Но эти необходимые техноэкономические требования могут быть осуществлены, по убеждению П. А. Кропоткина, только коммунистическим обществом. Оно дает досуг. А досуг, «сам по себе, уже составляет громадное расширение личной свободы»30. И освобождение личности будет одновременно сопровождаться максимумом экономического эффекта, ввиду высшей производительности свободного труда. Далее, коммунистическое общество, устанавливая равенство и упраздняя историческое деление людей на пастырей и пасомых, является источником нового расширения прав личности. Наконец, коммунистическое общество предполагает «разнообразие занятий», также расширяющее творческие возможности индивидуальности.

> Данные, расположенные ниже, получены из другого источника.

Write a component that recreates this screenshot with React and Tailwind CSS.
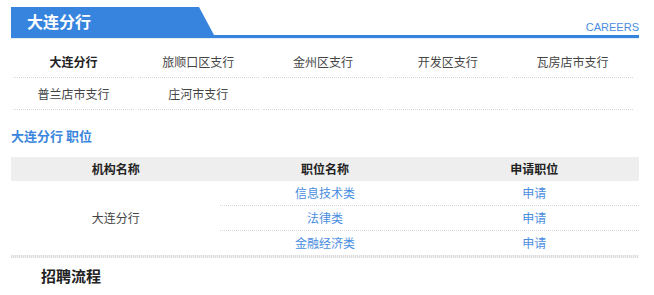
import React from "react";

const branches = ["大连分行", "旅顺口区支行", "金州区支行", "开发区支行", "瓦房店市支行", "普兰店市支行", "庄河市支行"];
const jobs = ["信息技术类", "法律类", "金融经济类"];

export default function App() {
  return (
    <div className="w-[654px] h-[295px] bg-white overflow-hidden pt-[7px] pl-[11px] font-['Noto_Sans_CJK_SC',sans-serif]">
      <div className="w-[628px]">
        <div className="flex items-end justify-between border-b-[3px] border-[#3784df]">
          <div className="h-[28px] w-[203px] bg-[#3784df] [clip-path:polygon(0_0,188px_0,203px_100%,0_100%)] flex items-center pl-[16px] text-white text-[16px] font-bold leading-none">
            大连分行
          </div>
          <div className="pb-[2px] text-[11px] leading-none text-[#4a8de0] font-['Liberation_Sans',sans-serif]">CAREERS</div>
        </div>
        <div className="h-px bg-[#e3ecf7]" />

        <div className="grid grid-cols-5 w-[624px] mt-[7px]">
          {branches.map((b, i) => (
            <div
              key={b}
              className={`mx-[2px] h-[32px] flex items-center justify-center border-b border-dotted border-[#d8d8d8] text-[12px] ${i === 0 ? "font-bold text-[#222]" : "text-[#444]"}`}
            >
              {b}
            </div>
          ))}
          {[0, 1, 2].map((k) => (
            <div key={k} className="mx-[2px] h-[32px] border-b border-dotted border-[#d8d8d8]" />
          ))}
        </div>

        <div className="mt-[19px] text-[13px] font-bold text-[#3b86dc] leading-none">大连分行 职位</div>

        <div className="mt-[15px]">
          <div className="grid grid-cols-3 h-[24px] bg-[#eeeeee] text-[12px] font-bold text-[#222] items-center text-center">
            <div>机构名称</div>
            <div>职位名称</div>
            <div>申请职位</div>
          </div>
          <div className="flex">
            <div className="w-1/3 flex items-center justify-center text-[12px] text-[#444]">大连分行</div>
            <div className="w-2/3">
              {jobs.map((j, i) => (
                <div
                  key={j}
                  className={`grid grid-cols-2 items-center text-center text-[12px] text-[#4a8de0] ${i < 2 ? "border-b border-dotted border-[#d8d8d8] h-[25px]" : "h-[24px]"}`}
                >
                  <div>{j}</div>
                  <div>申请</div>
                </div>
              ))}
            </div>
          </div>
          <div className="h-[3px] bg-[repeating-linear-gradient(90deg,#dcdcdc_0px,#dcdcdc_1px,#f2f2f2_1px,#f2f2f2_2px)]" />
        </div>

        <div className="mt-[10px] pl-[30px] text-[15px] font-bold text-[#222] leading-none">招聘流程</div>
      </div>
    </div>
  );
}
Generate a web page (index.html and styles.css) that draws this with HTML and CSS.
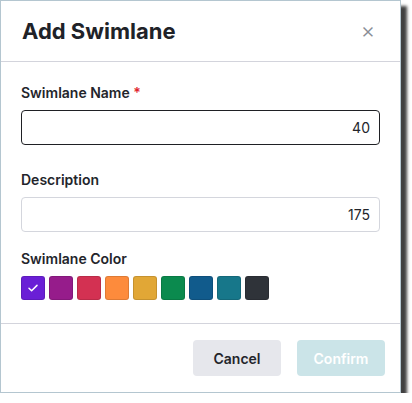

Таким образом, очевидно, что коммунизм и анархизм не только не противоречат один другому, но могут служить «необходимым дополнением друг для друга». И вольный, анархический коммунизм должен дать «…полный расцвет всех способностей человека, высшее развитие всего, что в нем есть оригинального, наибольшую деятельность его ума, чувств и воли»31, он должен сделать все возможное, чтобы «расширить свободу личности во всех возможных направлениях»32, чтобы дать личности возможность «развить все свои естественные способности, свою индивидуальность, т. е. все то, что в ней может быть своего, личного, особенного»33.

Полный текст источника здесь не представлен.